# Yellow bass



## shadslinger (Aug 21, 2005)

Fishinganimal and I went white bass fishing today and I caught a yellow bass that weighed 1.10 pounds and is just a hair over 12" long. I checked the lake record and it is .19 pounds and 7.25" long.
It was a typical yellow bass fight, it hit the lure then came sliding in and I could just barley tell I had a fish on. 
That is how they usually do, a one hit wonder.
To be sure it was a yellow bass I compared the 2nd and 3rd anal fin and they are the same length, that along with it's yellow stomach and small size are the things that make them different from a white bass.
It is the biggest I have seen in any body of water.


----------



## Danny O (Apr 14, 2010)

Congrats! So what now? Can you get it certified for a record? or is it too late?


----------



## johnmyjohn (Aug 6, 2006)

That's a common yellow monster.
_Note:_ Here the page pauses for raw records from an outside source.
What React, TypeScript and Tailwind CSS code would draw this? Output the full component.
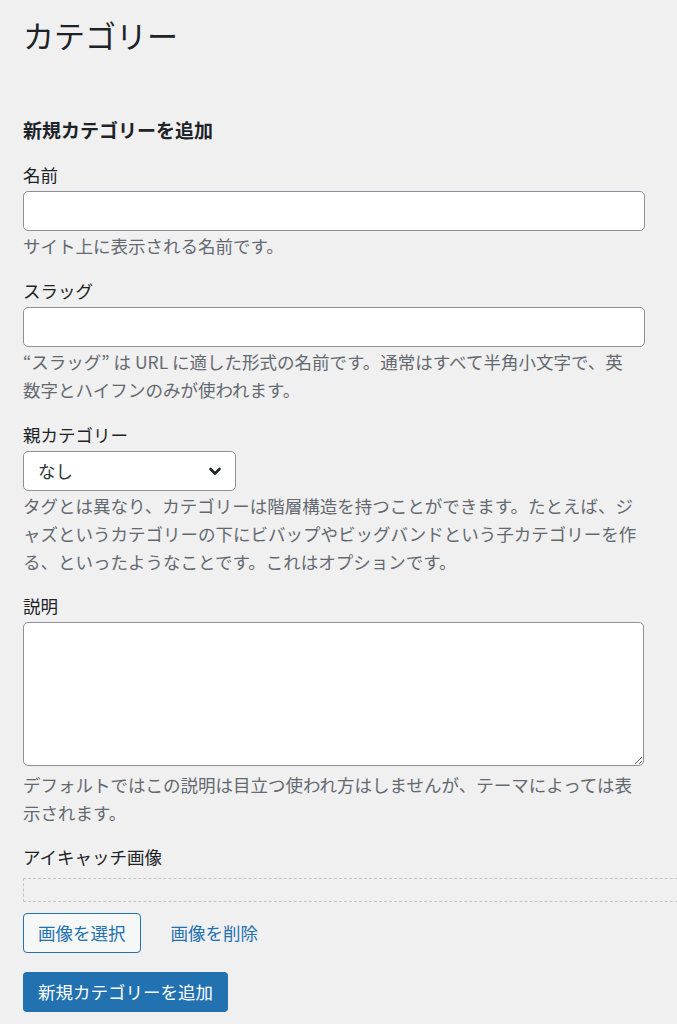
import React from 'react';

const font = { fontFamily: '"Noto Sans CJK JP", "Noto Sans", sans-serif' };

const Field: React.FC<{ label: string; children: React.ReactNode; help?: string; className?: string; helpClass?: string }> = ({
	label,
	children,
	help,
	className = '',
	helpClass = 'mt-[1px] w-full',
}) => (
	<div className={`flex flex-col ${className}`}>
		<label className="text-[17.5px] leading-[26px] text-[#1d2327] mb-[3px]">{label}</label>
		{children}
		{help && (
			<p className={`text-[17.5px] leading-[28px] text-[#646970] [text-spacing-trim:space-all] ${helpClass}`}>
				{help}
			</p>
		)}
	</div>
);

export default function App() {
	return (
		<div className="min-h-[1024px] w-full overflow-hidden bg-[#f0f0f1] pl-[23px] pr-[32px] pt-[14px] font-['Noto_Sans_CJK_JP',sans-serif]">
			<h1 className="text-[31px] leading-[42px] font-normal text-[#1d2327]">カテゴリー</h1>

			<h2 className="mt-[61px] text-[19px] leading-[26px] font-bold text-[#1d2327]">新規カテゴリーを追加</h2>

			<Field label="名前" help="サイト上に表示される名前です。" className="mt-[19px]">
				<input className="h-[40px] w-full rounded-[5px] border border-[#8c8f94] bg-white px-3 outline-none" />
			</Field>

			<Field
				label="スラッグ"
				help="“スラッグ” は URL に適した形式の名前です。通常はすべて半角小文字で、英数字とハイフンのみが使われます。"
				className="mt-[18px]"
				helpClass="mt-[1px] w-[612px]"
			>
				<input className="h-[40px] w-full rounded-[5px] border border-[#8c8f94] bg-white px-3 outline-none" />
			</Field>

			<Field
				label="親カテゴリー"
				help="タグとは異なり、カテゴリーは階層構造を持つことができます。たとえば、ジャズというカテゴリーの下にビバップやビッグバンドという子カテゴリーを作る、といったようなことです。これはオプションです。"
				className="mt-[18px]"
			>
				<div className="flex h-[40px] w-[213px] items-center justify-between rounded-[5px] border border-[#8c8f94] bg-white pl-[14px] pr-[12px]">
					<span className="text-[17.5px] text-[#2c3338]">なし</span>
					<svg width="16" height="16" viewBox="0 0 16 16" fill="none">
						<path d="M3.5 6 L8 10.5 L12.5 6" stroke="#1d2327" strokeWidth="2.6" strokeLinecap="round" strokeLinejoin="round" />
					</svg>
				</div>
			</Field>

			<Field
				label="説明"
				help="デフォルトではこの説明は目立つ使われ方はしませんが、テーマによっては表示されます。"
				className="mt-[17px]"
				helpClass="mt-[5px] w-full"
			>
				<textarea className="h-[144px] w-[621px] rounded-[5px] border border-[#8c8f94] bg-white px-3 py-2 outline-none" style={font} />
			</Field>

			<div className="mt-[17px] flex flex-col">
				<label className="text-[17.5px] leading-[26px] text-[#1d2327]">アイキャッチ画像</label>
				<div className="mt-[8px] h-[24px] w-[700px] border border-dashed border-[#c3c4c7]" />
				<div className="mt-[11px] flex items-center gap-[30px]">
					<button className="h-[40px] rounded-[4px] border border-[#2271b1] bg-[#f6f7f7] px-[14px] text-[17.5px] text-[#2271b1]">
						画像を選択
					</button>
					<a className="text-[17.5px] text-[#2271b1]">画像を削除</a>
				</div>
				<div className="mt-[19px]">
					<button className="h-[40px] w-[205px] rounded-[4px] bg-[#2271b1] text-[17.5px] text-white">
						新規カテゴリーを追加
					</button>
				</div>
			</div>
		</div>
	);
}
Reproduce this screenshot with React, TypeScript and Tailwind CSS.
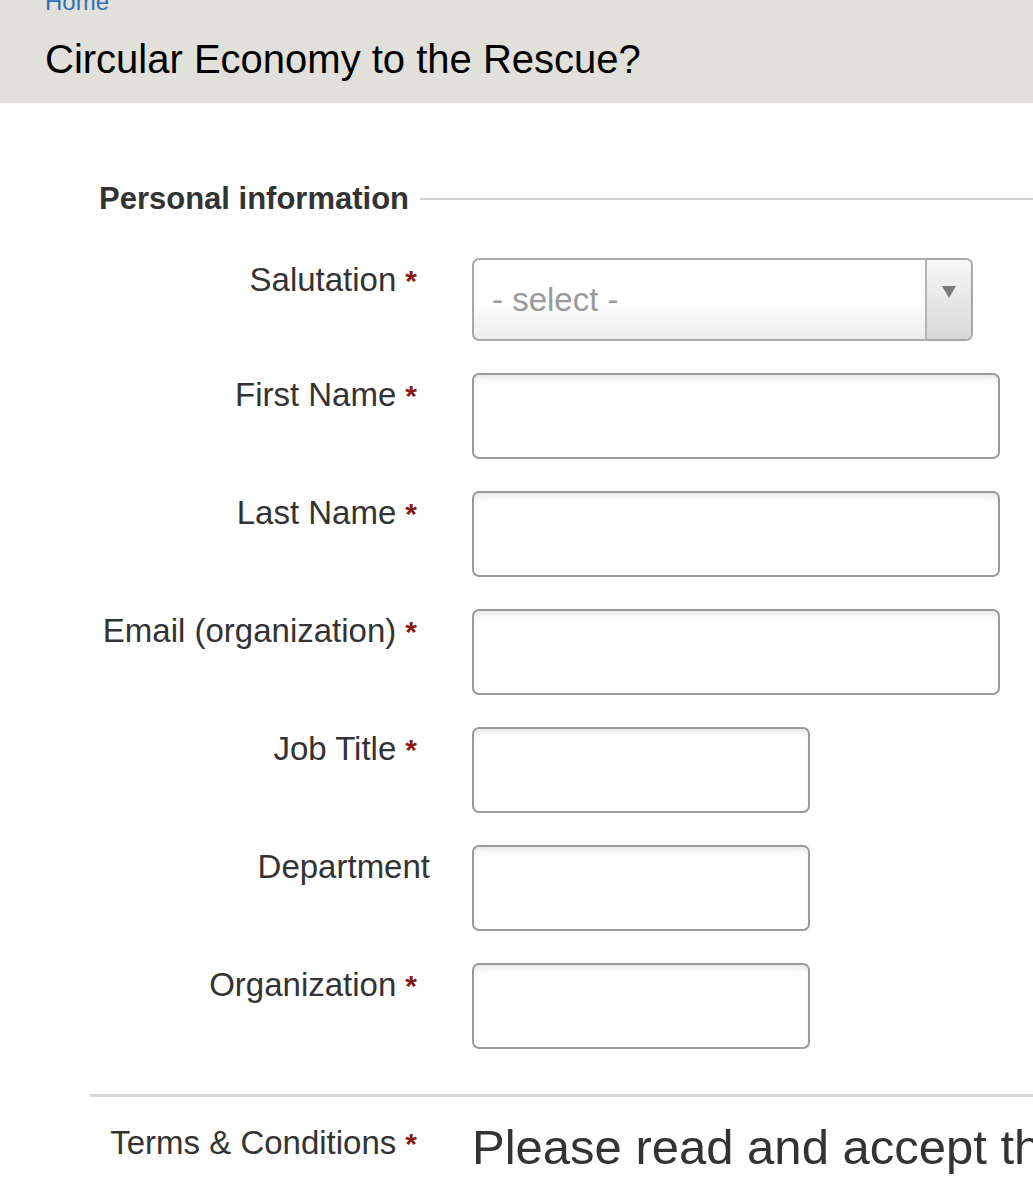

Looks like a record for sure Loy, but would it be as sweet as that big cat bragging rights?


----------



## Lonestar Proud (Oct 26, 2010)

Get it weighed on some certified scales Loy, all the paperwork is on the TPWD site for submitting for a water body record.


----------



## shadslinger (Aug 21, 2005)

I would like my name to go in the books for catching a record,......almost anything but a yellow bass, LOL!
Just kidding around, record fish are cool and it makes the fishing game a little more fun to have something to shoot for.
I am not going to bother with getting it weighed on certified scales, just too much hassle for a yellow bass.
Besides, me and several other fishermen I have talked to wonder about these big yellow bass.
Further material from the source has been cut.